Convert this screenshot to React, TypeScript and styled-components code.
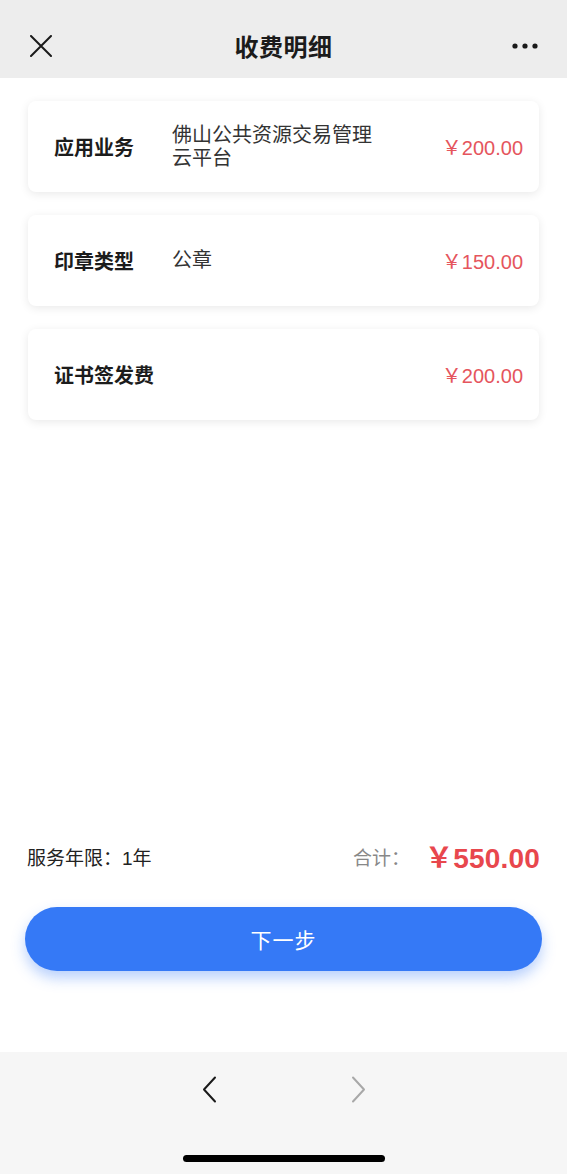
import React from "react";
import styled, { createGlobalStyle } from "styled-components";

const GlobalStyle = createGlobalStyle`
  html, body { margin: 0; padding: 0; background: #ffffff; }
  body { font-family: "Liberation Sans", "Noto Sans CJK SC", sans-serif; }
  * { box-sizing: border-box; }
`;

const Page = styled.div`
  width: 567px;
  height: 1174px;
  display: flex;
  flex-direction: column;
  background: #ffffff;
  overflow: hidden;
`;

const Header = styled.header`
  height: 78px;
  flex: none;
  background: #ededed;
  display: grid;
  grid-template-columns: 80px 1fr 80px;
  align-items: center;
  padding-top: 13px;
`;

const IconSlot = styled.div<{ $align: "start" | "end" }>`
  display: flex;
  justify-content: ${(p) => (p.$align === "start" ? "flex-start" : "flex-end")};
  align-items: center;
  padding-left: ${(p) => (p.$align === "start" ? "30px" : "0")};
  padding-right: ${(p) => (p.$align === "end" ? "28px" : "0")};
`;

const Title = styled.h1`
  margin: 0;
  text-align: center;
  font-size: 24px;
  font-weight: 700;
  color: #1b1b1b;
  letter-spacing: 0.5px;
`;

const Main = styled.main`
  flex: 1;
  padding: 23px 28px 0;
  display: flex;
  flex-direction: column;
  gap: 23px;
`;

const Card = styled.div`
  height: 91px;
  background: #ffffff;
  border-radius: 8px;
  box-shadow: 0 2px 10px rgba(0, 0, 0, 0.09);
  display: flex;
  align-items: center;
  padding: 0 16px 0 26px;
`;

const Label = styled.div<{ $wide?: boolean }>`
  width: ${(p) => (p.$wide ? "auto" : "118px")};
  flex: none;
  font-size: 20px;
  font-weight: 700;
  color: #1c1c1c;
`;

const Value = styled.div`
  flex: 1;
  font-size: 20px;
  line-height: 23px;
  color: #333333;
  max-width: 206px;
`;

const Price = styled.div`
  margin-left: auto;
  font-size: 20px;
  color: #e5555d;
  white-space: nowrap;
`;

const Summary = styled.div`
  flex: none;
  height: 30px;
  margin-bottom: 36px;
  padding: 0 27px;
  display: flex;
  align-items: center;
  justify-content: space-between;
`;

const Term = styled.div`
  font-size: 19px;
  color: #222222;
`;

const TotalGroup = styled.div`
  display: flex;
  align-items: center;
  gap: 15px;
`;

const TotalLabel = styled.span`
  font-size: 19px;
  color: #888888;
`;

const TotalValue = styled.span`
  font-size: 28px;
  font-weight: 700;
  color: #e8474d;
  letter-spacing: 0.2px;
`;

const ButtonWrap = styled.div`
  flex: none;
  padding: 0 25px;
  margin-bottom: 81px;
`;

const NextButton = styled.button`
  width: 100%;
  height: 64px;
  border: none;
  border-radius: 32px;
  background: #3579f6;
  color: #ffffff;
  font-family: inherit;
  font-size: 21px;
  letter-spacing: 1px;
  box-shadow: 0 7px 14px rgba(53, 121, 246, 0.35);
  cursor: pointer;
`;

const BottomBar = styled.nav`
  flex: none;
  height: 122px;
  background: #f6f6f6;
  display: flex;
  flex-direction: column;
  align-items: center;
`;

const NavRow = styled.div`
  display: flex;
  gap: 134px;
  margin-top: 24px;
  height: 26px;
  align-items: center;
`;

const HomeIndicator = styled.div`
  margin-top: 53px;
  width: 202px;
  height: 7px;
  border-radius: 4px;
  background: #000000;
`;

const CloseIcon = () => (
  <svg width="22" height="22" viewBox="0 0 22 22">
    <path d="M1 1 L21 21 M21 1 L1 21" stroke="#1a1a1a" strokeWidth="2" strokeLinecap="round" />
  </svg>
);

const MoreIcon = () => (
  <svg width="28" height="8" viewBox="0 0 28 8">
    <circle cx="4" cy="4" r="2.6" fill="#1a1a1a" />
    <circle cx="14" cy="4" r="2.6" fill="#1a1a1a" />
    <circle cx="24" cy="4" r="2.6" fill="#1a1a1a" />
  </svg>
);

const Chevron = ({ dir, color }: { dir: "left" | "right"; color: string }) => (
  <svg width="15" height="27" viewBox="0 0 15 27">
    <path
      d={dir === "left" ? "M13 1.5 L2 13.5 L13 25.5" : "M2 1.5 L13 13.5 L2 25.5"}
      fill="none"
      stroke={color}
      strokeWidth="2"
      strokeLinecap="round"
      strokeLinejoin="round"
    />
  </svg>
);

const items = [
  { label: "应用业务", value: "佛山公共资源交易管理云平台", price: "￥200.00" },
  { label: "印章类型", value: "公章", price: "￥150.00" },
  { label: "证书签发费", value: "", price: "￥200.00" },
];

export default function App() {
  return (
    <>
      <GlobalStyle />
      <Page>
        <Header>
          <IconSlot $align="start">
            <CloseIcon />
          </IconSlot>
          <Title>收费明细</Title>
          <IconSlot $align="end">
            <MoreIcon />
          </IconSlot>
        </Header>
        <Main>
          {items.map((it) => (
            <Card key={it.label}>
              <Label $wide={!it.value}>{it.label}</Label>
              {it.value && <Value>{it.value}</Value>}
              <Price>{it.price}</Price>
            </Card>
          ))}
        </Main>
        <Summary>
          <Term>服务年限：1年</Term>
          <TotalGroup>
            <TotalLabel>合计：</TotalLabel>
            <TotalValue>￥550.00</TotalValue>
          </TotalGroup>
        </Summary>
        <ButtonWrap>
          <NextButton>下一步</NextButton>
        </ButtonWrap>
        <BottomBar>
          <NavRow>
            <Chevron dir="left" color="#1a1a1a" />
            <Chevron dir="right" color="#a8a8a8" />
          </NavRow>
          <HomeIndicator />
        </BottomBar>
      </Page>
    </>
  );
}
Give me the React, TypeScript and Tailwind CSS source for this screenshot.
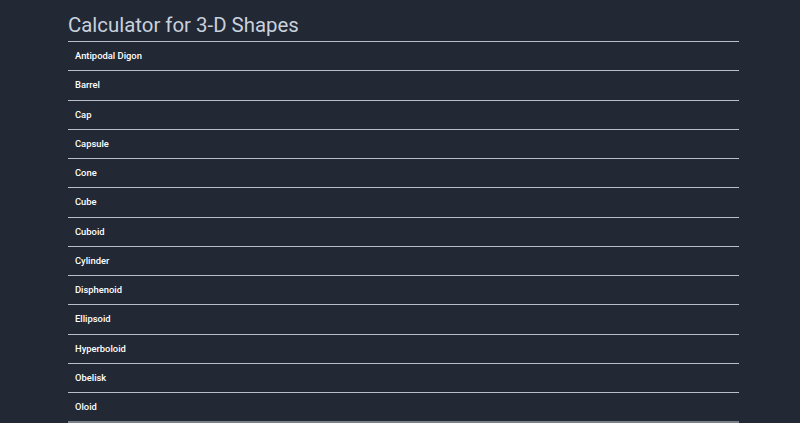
import React from "react";

const items = [
  "Antipodal Digon",
  "Barrel",
  "Cap",
  "Capsule",
  "Cone",
  "Cube",
  "Cuboid",
  "Cylinder",
  "Disphenoid",
  "Ellipsoid",
  "Hyperboloid",
  "Obelisk",
  "Oloid",
];

export default function App() {
  return (
    <div
      className="w-[800px] h-[423px] overflow-hidden bg-[#222834]"
      style={{ fontFamily: "Roboto, 'Open Sans', sans-serif" }}
    >
      <div className="ml-[68px] w-[671px]">
        <h1 className="pt-[12px] h-[41px] text-[20.4px] leading-[26px] text-[#c8d1de]">
          Calculator for 3-D Shapes
        </h1>
        {items.map((it) => (
          <div
            key={it}
            className="h-[29.25px] border-t border-[#b9c0ca] flex items-center pl-[7px] text-[9.4px] font-medium text-white"
          >
            {it}
          </div>
        ))}
        <div className="h-[20px] bg-[#7a808a]" />
      </div>
    </div>
  );
}
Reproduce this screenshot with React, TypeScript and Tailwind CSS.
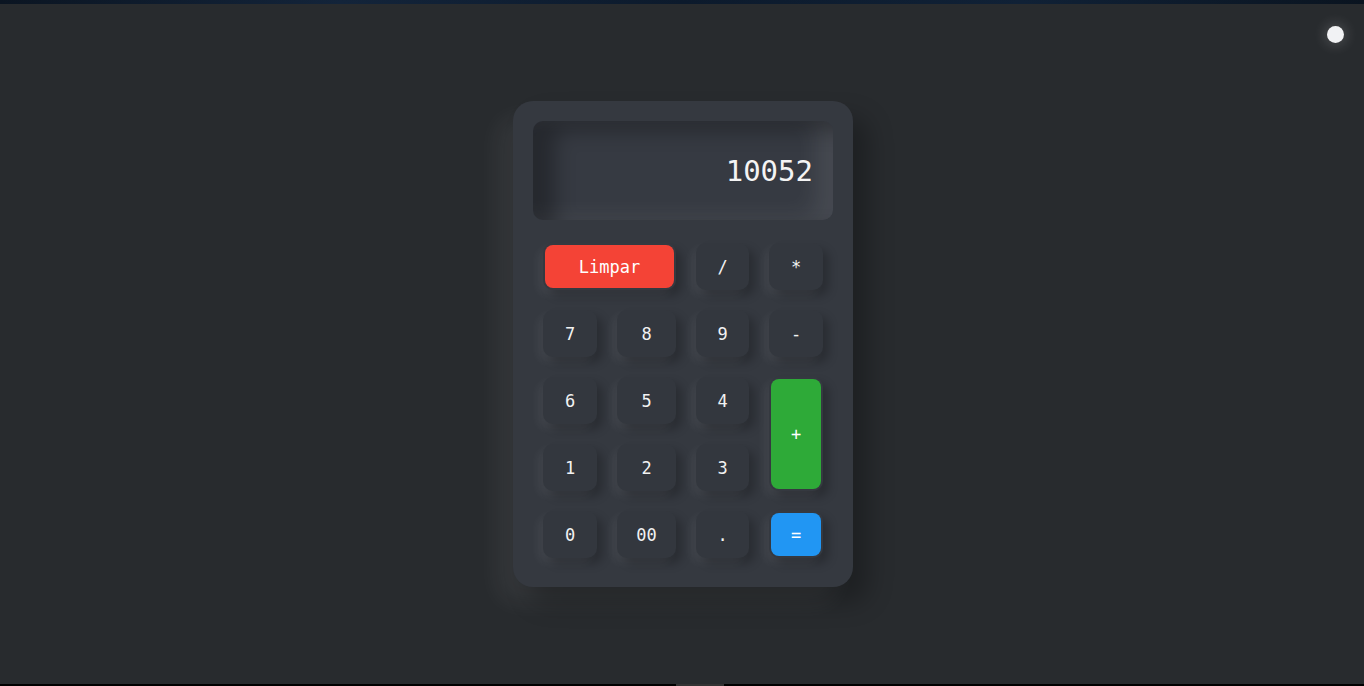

WHAT TO WORK ON: Look over the material above and show each line where "screenshot" appears.

THE RESULT:
Convert this screenshot to React, TypeScript and styled-components code.
Give me the React, TypeScript and Tailwind CSS source for this screenshot.
Reproduce this screenshot with React, TypeScript and Tailwind CSS.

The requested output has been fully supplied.